The Sulphur Springs Museum and Heritage Center is a local history museum in the Sulphur Springs neighborhood of Tampa, Florida. The museum was founded in 2006. It moved to its current location inside Mann-Wagnon Memorial Park in 2017. The museum is open Wednesday through Saturday from 11:00AM – 4:00PM and is located at 1101 East River Cove Street, Tampa, FL.

Amy Dao became the Museum’s director in January, 2022. Museum co-founder Norma Robinson was her predecessor.

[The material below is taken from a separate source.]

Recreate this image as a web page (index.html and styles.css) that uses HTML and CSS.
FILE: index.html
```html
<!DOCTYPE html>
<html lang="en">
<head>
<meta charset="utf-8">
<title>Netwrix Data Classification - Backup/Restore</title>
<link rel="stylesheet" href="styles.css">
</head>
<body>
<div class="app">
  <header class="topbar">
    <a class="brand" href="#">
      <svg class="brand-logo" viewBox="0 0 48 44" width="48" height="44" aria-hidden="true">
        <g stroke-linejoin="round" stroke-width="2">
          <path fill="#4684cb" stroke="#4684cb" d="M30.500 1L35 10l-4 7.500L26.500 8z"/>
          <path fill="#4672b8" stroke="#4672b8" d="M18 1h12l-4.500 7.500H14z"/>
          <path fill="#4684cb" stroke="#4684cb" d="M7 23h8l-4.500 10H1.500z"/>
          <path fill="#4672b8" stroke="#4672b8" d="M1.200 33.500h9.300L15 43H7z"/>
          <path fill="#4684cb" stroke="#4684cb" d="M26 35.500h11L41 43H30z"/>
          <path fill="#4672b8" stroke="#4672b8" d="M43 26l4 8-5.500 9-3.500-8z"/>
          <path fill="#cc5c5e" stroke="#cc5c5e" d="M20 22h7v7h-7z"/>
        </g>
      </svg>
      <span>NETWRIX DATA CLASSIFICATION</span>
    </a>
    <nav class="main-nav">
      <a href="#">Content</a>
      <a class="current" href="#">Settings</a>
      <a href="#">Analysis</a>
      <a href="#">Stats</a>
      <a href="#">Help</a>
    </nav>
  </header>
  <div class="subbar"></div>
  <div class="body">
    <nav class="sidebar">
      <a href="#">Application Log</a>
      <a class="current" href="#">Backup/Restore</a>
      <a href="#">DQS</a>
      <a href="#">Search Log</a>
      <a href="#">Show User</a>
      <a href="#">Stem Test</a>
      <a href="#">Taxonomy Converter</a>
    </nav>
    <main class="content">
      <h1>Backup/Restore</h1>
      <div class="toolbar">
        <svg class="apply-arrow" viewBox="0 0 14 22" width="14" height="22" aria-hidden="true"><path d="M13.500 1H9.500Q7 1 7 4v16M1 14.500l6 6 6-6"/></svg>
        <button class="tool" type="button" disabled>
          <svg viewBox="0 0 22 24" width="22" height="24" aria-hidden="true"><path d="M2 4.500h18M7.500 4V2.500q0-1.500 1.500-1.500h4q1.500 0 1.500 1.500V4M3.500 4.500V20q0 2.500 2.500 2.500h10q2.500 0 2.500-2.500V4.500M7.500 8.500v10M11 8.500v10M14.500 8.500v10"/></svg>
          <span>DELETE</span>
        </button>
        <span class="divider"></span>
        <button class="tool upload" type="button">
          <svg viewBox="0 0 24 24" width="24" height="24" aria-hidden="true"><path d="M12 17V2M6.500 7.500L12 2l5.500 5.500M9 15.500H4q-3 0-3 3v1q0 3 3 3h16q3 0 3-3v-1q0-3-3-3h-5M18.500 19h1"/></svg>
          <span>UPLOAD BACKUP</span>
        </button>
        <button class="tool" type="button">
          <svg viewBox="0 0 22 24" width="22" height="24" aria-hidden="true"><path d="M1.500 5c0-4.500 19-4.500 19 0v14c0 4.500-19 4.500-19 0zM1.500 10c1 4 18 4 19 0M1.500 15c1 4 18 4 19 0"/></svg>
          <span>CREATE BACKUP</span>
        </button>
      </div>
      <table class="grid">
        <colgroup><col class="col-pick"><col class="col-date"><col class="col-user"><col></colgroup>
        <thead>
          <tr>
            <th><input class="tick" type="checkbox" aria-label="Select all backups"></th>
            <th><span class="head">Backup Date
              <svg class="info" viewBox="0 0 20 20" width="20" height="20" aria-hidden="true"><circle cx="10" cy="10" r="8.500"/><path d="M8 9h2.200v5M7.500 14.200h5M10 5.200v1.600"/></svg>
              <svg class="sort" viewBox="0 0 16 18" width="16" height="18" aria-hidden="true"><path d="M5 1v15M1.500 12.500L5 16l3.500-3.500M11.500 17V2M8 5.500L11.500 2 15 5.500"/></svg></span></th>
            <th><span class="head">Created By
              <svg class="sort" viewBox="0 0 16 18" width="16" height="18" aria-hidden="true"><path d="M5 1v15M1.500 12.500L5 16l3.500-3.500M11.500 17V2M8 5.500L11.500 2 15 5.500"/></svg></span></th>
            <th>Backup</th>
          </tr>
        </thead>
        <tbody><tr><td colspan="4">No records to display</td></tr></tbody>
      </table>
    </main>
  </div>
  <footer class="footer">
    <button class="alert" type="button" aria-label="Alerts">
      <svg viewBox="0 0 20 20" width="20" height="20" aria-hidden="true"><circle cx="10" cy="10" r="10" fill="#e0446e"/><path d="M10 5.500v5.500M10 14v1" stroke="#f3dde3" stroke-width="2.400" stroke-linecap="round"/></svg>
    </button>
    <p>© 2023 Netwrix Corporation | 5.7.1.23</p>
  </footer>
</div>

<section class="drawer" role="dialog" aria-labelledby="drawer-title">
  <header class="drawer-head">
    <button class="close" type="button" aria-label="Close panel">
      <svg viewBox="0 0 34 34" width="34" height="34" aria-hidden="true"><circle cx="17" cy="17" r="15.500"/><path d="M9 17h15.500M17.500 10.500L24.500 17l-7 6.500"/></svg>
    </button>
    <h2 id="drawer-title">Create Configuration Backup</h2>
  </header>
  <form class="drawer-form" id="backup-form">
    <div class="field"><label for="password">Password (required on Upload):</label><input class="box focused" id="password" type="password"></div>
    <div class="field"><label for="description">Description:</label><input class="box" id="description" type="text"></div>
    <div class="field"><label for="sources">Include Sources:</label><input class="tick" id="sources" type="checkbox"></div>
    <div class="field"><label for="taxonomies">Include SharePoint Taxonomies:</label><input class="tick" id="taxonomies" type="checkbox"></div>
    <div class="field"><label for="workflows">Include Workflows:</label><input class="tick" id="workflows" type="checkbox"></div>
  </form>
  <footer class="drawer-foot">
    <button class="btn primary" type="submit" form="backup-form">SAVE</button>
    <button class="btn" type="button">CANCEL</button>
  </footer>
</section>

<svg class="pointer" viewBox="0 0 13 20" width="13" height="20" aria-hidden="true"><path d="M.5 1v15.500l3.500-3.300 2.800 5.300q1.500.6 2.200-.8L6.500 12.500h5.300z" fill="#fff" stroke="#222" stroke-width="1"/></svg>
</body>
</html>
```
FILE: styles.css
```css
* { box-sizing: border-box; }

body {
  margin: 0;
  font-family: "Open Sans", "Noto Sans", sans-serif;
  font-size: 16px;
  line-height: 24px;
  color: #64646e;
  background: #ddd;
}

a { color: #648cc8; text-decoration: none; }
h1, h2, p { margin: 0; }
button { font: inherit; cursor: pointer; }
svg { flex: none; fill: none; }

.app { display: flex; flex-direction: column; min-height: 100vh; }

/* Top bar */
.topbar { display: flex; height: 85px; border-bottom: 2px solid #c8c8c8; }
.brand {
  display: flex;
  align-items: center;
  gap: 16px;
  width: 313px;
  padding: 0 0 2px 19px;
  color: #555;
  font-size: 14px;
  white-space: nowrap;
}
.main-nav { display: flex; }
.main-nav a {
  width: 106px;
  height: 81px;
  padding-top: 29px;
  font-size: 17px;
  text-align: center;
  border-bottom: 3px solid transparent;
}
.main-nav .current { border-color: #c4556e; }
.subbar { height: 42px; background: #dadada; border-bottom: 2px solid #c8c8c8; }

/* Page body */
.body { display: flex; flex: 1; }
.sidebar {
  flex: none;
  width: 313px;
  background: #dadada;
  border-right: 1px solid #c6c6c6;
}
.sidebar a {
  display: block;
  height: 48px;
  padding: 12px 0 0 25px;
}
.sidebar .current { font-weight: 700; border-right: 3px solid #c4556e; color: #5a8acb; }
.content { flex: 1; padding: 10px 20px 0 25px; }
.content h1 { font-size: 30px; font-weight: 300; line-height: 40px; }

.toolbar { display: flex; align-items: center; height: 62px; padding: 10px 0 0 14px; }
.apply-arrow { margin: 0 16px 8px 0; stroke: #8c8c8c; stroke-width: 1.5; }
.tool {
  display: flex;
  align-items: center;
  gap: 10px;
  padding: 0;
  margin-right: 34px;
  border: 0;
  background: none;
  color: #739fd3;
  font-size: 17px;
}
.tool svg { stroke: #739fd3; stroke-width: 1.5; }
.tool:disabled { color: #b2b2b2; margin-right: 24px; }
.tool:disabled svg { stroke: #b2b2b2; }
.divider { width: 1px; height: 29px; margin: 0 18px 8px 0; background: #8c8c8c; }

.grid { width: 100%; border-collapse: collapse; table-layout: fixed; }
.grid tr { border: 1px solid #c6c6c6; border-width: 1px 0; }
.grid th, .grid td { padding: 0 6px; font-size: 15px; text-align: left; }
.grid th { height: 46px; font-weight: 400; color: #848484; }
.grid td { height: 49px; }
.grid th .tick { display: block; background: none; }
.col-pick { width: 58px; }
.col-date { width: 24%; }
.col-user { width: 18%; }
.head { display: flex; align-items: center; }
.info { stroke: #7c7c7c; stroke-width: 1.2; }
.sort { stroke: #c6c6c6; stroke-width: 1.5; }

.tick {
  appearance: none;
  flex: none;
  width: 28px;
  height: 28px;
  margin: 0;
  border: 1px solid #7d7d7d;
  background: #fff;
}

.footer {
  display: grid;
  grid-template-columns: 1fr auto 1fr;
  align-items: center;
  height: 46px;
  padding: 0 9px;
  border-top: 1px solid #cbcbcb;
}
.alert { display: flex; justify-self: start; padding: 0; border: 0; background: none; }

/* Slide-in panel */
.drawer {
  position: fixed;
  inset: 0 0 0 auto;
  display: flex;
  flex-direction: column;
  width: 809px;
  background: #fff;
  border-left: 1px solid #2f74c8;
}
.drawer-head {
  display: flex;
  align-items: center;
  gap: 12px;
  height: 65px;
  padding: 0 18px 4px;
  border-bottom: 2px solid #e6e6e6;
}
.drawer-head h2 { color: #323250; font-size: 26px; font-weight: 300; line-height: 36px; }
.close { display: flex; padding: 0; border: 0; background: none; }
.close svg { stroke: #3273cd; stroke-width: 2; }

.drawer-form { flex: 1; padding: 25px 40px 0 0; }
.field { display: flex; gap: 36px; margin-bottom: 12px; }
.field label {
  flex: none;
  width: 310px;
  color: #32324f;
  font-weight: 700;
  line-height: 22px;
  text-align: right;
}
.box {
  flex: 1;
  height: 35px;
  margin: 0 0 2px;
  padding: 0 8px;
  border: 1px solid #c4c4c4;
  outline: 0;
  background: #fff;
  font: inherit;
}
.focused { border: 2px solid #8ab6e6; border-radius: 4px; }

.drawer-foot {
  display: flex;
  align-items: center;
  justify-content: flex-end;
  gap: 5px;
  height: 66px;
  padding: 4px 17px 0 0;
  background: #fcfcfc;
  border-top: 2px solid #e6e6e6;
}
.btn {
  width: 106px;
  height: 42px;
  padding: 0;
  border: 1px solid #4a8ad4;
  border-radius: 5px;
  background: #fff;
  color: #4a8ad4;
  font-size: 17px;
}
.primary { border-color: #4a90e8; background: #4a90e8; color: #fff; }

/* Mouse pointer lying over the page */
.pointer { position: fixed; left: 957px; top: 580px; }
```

In 2021, the Sulphur Springs Museum and Heritage Center was awarded a $6,500 grant from Florida Humanities as a part of the American Rescue Plan.

== Exhibitions ==

=== Permanent Exhibits ===
Sulphur Springs Museum and Heritage Center has three permanent exhibits. Sulphur Springs: An Enduring Legacy addresses the history of Sulphur Springs and major landmarks. Mann-Wagnon Park and the Natural History Museum focuses on the history center that used to reside in the park, until being moved to the Museum of Science and Industry in the 1970s. Finally, Spring Hill focuses on the history of Sulphur Springs during segregation.

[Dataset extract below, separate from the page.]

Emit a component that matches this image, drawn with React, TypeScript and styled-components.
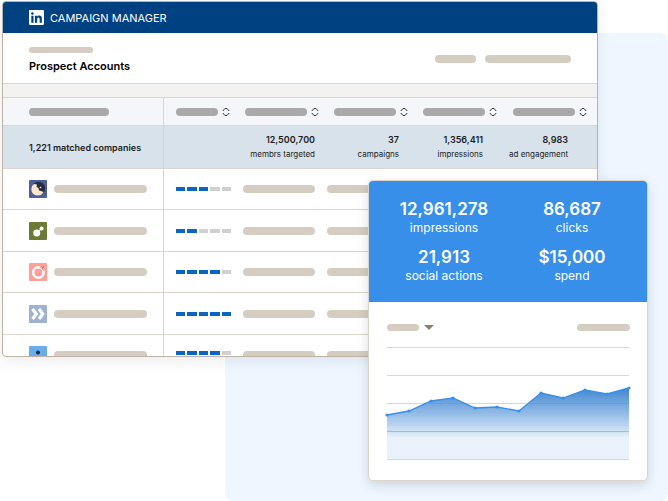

From April 8 - July 2, 2022, the Sulphur Springs Museum is hosting the exhibit Have Blues, Will Travel: Traveling Blues Musicians in the Jim Crow Era. The exhibit highlights discrimination and violence that Black Blues artists endured, as well as how the Negro Motorist Green Book helped artists locate safe spots.

=== Past Exhibits ===
The Museum featured the Smithsonian traveling exhibit Water/Ways in 2017.

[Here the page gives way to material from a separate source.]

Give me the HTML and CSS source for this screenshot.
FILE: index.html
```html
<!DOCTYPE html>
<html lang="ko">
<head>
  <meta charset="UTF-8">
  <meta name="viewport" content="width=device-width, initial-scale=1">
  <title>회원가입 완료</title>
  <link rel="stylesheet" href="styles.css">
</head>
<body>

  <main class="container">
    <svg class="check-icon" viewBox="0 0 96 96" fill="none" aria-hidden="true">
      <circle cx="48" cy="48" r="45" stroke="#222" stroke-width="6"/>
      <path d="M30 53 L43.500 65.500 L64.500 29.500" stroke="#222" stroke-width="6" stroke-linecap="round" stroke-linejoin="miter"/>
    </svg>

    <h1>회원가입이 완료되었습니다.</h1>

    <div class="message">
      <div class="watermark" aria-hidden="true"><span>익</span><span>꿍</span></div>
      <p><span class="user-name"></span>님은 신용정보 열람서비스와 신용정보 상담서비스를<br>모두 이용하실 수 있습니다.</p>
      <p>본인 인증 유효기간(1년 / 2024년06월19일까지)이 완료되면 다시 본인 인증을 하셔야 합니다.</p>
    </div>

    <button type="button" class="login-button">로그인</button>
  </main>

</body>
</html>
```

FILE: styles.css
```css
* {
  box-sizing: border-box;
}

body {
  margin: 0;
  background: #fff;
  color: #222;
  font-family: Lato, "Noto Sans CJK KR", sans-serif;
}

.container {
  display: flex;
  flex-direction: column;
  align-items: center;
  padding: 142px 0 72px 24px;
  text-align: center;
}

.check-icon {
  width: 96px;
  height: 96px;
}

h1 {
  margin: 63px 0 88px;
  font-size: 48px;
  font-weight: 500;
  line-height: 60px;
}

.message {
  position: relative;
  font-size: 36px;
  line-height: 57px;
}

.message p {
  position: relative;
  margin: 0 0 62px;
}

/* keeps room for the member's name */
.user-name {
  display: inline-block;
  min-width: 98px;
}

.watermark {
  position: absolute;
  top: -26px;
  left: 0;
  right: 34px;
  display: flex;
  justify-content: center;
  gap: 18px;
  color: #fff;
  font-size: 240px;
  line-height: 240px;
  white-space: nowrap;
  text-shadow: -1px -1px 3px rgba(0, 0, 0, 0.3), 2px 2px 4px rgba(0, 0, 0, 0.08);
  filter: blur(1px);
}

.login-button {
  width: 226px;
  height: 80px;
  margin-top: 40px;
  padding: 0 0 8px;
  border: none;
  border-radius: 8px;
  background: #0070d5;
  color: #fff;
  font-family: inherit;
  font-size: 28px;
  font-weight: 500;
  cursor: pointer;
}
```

From October 3 through November 1, 2021 the Sulphur Springs Museum and Heritage Center hosted “The Art of Forensics” exhibit in collaboration with the University of South Florida. The exhibit uses artistic mediums including clay and photographs to engage the public in cold cases and attempt to solve them.

== Programs ==
The Kids' TECO Room, created through a donation from the Tampa Electric Company (TECO), is an ocean-themed space for children to engage in creative play and develop fine motor skills. The Sulphur Springs Transitioning Youth into Leaders program gives teenagers the opportunity to develop new skills while assisting with museum events and operations.

The museum offers events throughout the year for adults, including book talks and lectures, to promote lifelong learning. Major themes include Black culture and historical events that have impacted African Americans.